PROBLEM DESCRIPTION:
Review the material line by line. Identify and copy every line that contains the string "index".
********
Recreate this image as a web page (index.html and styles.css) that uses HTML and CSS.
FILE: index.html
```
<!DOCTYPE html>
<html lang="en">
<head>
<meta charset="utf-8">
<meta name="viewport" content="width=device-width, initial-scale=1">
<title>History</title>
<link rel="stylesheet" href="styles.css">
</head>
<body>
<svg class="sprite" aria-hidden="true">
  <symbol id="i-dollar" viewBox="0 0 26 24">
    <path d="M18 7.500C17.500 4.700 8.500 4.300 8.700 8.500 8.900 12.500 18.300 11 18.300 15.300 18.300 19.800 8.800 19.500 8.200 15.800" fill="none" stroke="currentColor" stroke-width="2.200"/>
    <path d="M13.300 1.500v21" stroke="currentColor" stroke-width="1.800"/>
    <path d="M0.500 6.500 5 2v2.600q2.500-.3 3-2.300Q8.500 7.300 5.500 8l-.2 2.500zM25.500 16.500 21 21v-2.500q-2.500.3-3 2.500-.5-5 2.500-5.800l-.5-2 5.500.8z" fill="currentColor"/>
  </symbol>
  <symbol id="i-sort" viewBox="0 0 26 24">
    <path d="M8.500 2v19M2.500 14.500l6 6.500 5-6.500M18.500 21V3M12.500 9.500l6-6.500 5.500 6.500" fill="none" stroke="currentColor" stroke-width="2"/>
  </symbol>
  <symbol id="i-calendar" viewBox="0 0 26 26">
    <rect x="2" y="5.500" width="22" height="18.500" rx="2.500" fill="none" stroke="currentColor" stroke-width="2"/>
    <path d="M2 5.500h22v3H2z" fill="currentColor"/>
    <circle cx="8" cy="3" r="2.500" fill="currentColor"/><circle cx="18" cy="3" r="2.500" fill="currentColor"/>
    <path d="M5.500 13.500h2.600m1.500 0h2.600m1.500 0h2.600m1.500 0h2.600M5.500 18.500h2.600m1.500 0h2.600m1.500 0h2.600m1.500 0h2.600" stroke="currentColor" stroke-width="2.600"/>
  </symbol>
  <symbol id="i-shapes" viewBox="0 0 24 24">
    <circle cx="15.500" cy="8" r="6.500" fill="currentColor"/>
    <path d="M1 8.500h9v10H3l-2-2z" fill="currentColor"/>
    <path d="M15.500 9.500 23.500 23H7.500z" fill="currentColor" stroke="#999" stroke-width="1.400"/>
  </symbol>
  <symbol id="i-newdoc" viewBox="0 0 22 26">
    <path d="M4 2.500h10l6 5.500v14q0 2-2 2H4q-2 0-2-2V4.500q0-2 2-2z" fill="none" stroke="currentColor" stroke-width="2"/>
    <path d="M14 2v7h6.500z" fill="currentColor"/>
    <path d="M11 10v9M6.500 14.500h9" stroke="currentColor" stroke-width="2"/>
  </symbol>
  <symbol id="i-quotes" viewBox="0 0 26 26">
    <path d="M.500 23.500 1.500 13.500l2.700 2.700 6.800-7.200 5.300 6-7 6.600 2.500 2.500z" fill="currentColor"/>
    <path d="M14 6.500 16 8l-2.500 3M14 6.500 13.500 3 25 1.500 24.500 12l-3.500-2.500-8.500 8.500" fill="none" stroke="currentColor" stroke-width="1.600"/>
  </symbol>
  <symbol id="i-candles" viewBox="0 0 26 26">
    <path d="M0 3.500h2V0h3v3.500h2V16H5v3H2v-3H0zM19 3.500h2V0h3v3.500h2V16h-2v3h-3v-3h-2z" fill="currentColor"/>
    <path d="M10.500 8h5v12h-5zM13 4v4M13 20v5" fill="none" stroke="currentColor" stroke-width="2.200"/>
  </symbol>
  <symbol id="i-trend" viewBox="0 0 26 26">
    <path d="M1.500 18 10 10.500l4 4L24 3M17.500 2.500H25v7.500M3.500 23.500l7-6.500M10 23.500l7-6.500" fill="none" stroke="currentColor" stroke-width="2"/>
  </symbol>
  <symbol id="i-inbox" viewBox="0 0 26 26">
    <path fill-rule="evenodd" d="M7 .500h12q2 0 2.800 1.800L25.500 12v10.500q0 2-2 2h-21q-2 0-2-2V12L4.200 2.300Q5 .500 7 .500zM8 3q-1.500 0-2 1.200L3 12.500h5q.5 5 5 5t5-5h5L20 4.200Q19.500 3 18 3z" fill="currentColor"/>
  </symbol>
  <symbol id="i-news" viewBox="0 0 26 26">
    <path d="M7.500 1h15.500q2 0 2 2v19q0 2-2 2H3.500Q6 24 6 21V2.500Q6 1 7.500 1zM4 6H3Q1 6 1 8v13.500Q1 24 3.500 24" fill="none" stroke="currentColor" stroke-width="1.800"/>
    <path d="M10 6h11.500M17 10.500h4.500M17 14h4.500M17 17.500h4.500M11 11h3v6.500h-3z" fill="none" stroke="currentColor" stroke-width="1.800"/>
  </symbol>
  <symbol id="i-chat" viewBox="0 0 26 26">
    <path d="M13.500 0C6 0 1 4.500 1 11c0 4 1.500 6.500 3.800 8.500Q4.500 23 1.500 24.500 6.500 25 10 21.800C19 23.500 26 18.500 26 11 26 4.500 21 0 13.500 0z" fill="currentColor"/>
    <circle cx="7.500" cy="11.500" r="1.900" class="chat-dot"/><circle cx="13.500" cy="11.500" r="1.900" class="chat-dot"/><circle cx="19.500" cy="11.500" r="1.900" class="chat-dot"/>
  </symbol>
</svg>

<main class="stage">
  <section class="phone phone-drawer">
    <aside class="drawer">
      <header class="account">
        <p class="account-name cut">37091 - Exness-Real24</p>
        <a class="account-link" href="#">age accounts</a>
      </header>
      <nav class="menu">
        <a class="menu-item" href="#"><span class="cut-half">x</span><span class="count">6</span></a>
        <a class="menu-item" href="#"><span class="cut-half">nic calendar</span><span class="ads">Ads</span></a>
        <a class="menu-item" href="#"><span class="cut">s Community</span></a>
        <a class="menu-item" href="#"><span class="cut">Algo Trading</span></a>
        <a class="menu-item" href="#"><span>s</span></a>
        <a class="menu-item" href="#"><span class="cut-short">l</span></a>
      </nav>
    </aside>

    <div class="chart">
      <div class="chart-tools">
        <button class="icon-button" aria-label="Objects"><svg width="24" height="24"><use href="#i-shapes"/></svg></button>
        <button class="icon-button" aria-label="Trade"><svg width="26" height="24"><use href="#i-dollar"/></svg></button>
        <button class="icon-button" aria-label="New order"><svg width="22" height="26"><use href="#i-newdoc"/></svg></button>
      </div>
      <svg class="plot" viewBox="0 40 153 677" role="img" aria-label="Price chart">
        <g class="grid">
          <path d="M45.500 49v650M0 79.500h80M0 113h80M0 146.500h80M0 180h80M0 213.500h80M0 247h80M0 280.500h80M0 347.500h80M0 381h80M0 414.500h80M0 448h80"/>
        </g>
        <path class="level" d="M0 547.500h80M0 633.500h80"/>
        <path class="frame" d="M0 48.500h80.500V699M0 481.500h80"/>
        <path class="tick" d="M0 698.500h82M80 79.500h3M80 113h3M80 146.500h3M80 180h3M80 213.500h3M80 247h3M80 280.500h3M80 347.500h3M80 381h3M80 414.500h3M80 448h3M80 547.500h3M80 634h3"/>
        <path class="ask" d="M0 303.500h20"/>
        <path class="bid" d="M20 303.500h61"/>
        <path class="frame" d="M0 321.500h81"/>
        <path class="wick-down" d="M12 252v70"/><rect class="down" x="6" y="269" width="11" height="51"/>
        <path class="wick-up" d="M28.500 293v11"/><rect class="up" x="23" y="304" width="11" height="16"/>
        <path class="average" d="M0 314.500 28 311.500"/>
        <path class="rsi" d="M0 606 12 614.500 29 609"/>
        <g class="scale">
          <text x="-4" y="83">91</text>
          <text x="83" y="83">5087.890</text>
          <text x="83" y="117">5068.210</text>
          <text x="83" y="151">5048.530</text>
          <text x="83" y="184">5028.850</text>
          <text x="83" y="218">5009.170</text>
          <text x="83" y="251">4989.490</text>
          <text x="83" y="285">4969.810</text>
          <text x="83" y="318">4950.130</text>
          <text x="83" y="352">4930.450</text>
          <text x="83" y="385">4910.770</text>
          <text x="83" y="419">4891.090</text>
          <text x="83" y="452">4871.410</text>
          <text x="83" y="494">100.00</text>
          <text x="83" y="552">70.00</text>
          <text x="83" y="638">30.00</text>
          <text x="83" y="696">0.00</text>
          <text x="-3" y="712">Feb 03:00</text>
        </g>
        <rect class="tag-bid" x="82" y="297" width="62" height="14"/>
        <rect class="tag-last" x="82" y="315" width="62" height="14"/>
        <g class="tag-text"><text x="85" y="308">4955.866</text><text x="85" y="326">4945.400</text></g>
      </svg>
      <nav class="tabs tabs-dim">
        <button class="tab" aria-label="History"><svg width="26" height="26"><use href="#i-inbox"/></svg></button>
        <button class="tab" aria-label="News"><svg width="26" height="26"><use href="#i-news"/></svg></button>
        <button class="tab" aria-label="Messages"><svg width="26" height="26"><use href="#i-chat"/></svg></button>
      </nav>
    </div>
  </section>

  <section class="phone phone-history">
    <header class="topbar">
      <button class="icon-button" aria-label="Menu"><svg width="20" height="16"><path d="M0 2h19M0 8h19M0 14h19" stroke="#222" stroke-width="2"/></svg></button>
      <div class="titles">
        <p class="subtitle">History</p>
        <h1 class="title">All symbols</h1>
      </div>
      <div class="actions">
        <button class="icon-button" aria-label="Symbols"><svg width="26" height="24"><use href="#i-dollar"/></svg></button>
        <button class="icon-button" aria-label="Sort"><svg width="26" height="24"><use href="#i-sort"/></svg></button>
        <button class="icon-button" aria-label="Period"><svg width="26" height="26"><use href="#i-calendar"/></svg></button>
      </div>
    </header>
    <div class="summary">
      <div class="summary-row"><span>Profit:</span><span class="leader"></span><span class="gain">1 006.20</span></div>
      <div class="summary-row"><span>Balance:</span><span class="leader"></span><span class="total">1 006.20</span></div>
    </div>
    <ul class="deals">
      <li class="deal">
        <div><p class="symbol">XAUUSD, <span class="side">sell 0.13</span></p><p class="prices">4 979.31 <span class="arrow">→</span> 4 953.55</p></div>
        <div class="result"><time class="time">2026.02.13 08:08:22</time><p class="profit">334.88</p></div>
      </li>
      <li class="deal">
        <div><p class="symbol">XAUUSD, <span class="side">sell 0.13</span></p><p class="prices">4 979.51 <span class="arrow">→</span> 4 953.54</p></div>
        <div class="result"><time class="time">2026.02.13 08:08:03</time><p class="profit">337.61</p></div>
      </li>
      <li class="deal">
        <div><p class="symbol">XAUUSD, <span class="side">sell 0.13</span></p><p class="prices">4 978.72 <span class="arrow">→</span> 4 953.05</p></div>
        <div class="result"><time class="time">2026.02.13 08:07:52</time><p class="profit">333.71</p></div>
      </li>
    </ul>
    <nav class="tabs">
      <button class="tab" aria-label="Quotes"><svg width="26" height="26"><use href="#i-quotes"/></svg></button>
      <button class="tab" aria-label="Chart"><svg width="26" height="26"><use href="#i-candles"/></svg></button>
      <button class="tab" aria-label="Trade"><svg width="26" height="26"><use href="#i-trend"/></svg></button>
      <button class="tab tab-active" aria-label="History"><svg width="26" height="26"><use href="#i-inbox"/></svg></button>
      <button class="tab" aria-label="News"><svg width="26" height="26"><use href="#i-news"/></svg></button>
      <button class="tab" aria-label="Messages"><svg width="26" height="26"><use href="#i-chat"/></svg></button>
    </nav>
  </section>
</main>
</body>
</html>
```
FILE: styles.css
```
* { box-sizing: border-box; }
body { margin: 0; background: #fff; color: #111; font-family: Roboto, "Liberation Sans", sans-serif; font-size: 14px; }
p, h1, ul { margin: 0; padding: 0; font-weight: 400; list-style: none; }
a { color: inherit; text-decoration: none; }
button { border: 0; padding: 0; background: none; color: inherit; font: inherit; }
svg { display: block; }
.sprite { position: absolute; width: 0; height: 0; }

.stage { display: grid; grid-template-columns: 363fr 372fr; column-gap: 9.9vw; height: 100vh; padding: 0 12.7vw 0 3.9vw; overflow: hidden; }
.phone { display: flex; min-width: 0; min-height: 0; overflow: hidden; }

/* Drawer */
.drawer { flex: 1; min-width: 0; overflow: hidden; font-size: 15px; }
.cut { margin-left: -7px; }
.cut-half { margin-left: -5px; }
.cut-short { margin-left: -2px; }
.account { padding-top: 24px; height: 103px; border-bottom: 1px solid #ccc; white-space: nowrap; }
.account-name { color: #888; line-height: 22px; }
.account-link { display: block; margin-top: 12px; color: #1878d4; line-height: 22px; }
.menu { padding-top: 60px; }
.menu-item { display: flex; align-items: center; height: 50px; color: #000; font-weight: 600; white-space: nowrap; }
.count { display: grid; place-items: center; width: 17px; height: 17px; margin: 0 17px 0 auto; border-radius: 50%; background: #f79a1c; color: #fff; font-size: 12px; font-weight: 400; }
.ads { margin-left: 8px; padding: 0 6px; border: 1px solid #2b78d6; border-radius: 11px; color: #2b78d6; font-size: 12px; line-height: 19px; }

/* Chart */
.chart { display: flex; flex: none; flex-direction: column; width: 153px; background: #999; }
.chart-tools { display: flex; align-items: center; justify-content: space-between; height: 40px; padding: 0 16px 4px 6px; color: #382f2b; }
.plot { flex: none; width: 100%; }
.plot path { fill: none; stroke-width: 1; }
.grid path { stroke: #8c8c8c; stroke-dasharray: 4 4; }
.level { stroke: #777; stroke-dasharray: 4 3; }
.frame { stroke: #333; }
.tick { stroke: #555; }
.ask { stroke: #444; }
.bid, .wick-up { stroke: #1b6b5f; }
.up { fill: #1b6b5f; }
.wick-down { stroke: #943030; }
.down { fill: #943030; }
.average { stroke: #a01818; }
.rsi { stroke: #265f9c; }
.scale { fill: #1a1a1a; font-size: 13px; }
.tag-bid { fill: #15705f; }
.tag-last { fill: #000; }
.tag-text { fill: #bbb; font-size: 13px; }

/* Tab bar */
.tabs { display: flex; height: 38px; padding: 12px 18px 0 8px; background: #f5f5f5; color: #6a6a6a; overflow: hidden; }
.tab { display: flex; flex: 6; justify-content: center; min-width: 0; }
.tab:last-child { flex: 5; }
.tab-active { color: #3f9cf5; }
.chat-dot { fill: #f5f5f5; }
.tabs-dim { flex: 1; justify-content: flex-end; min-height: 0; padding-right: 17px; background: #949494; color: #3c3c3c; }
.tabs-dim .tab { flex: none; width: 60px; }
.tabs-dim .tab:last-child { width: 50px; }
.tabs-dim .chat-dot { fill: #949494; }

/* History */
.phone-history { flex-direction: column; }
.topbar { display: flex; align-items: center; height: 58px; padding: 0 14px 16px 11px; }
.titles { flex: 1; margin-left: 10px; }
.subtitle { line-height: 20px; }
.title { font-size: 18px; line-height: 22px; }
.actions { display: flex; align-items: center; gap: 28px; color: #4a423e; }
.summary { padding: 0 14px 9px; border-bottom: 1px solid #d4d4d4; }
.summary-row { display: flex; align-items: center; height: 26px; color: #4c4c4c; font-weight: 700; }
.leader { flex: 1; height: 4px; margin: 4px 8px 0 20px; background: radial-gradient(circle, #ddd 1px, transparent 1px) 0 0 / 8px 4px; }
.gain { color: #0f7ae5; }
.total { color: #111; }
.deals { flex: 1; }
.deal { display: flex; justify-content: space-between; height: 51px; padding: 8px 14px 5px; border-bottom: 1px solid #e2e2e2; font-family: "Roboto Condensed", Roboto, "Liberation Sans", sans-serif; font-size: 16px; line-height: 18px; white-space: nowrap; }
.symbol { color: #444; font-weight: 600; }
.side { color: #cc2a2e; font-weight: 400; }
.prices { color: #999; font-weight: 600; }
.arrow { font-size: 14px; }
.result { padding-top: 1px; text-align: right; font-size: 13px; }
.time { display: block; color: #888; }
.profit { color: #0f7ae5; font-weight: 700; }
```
********
WRITTEN RESPONSE:
Recreate this image as a web page (index.html and styles.css) that uses HTML and CSS.
FILE: index.html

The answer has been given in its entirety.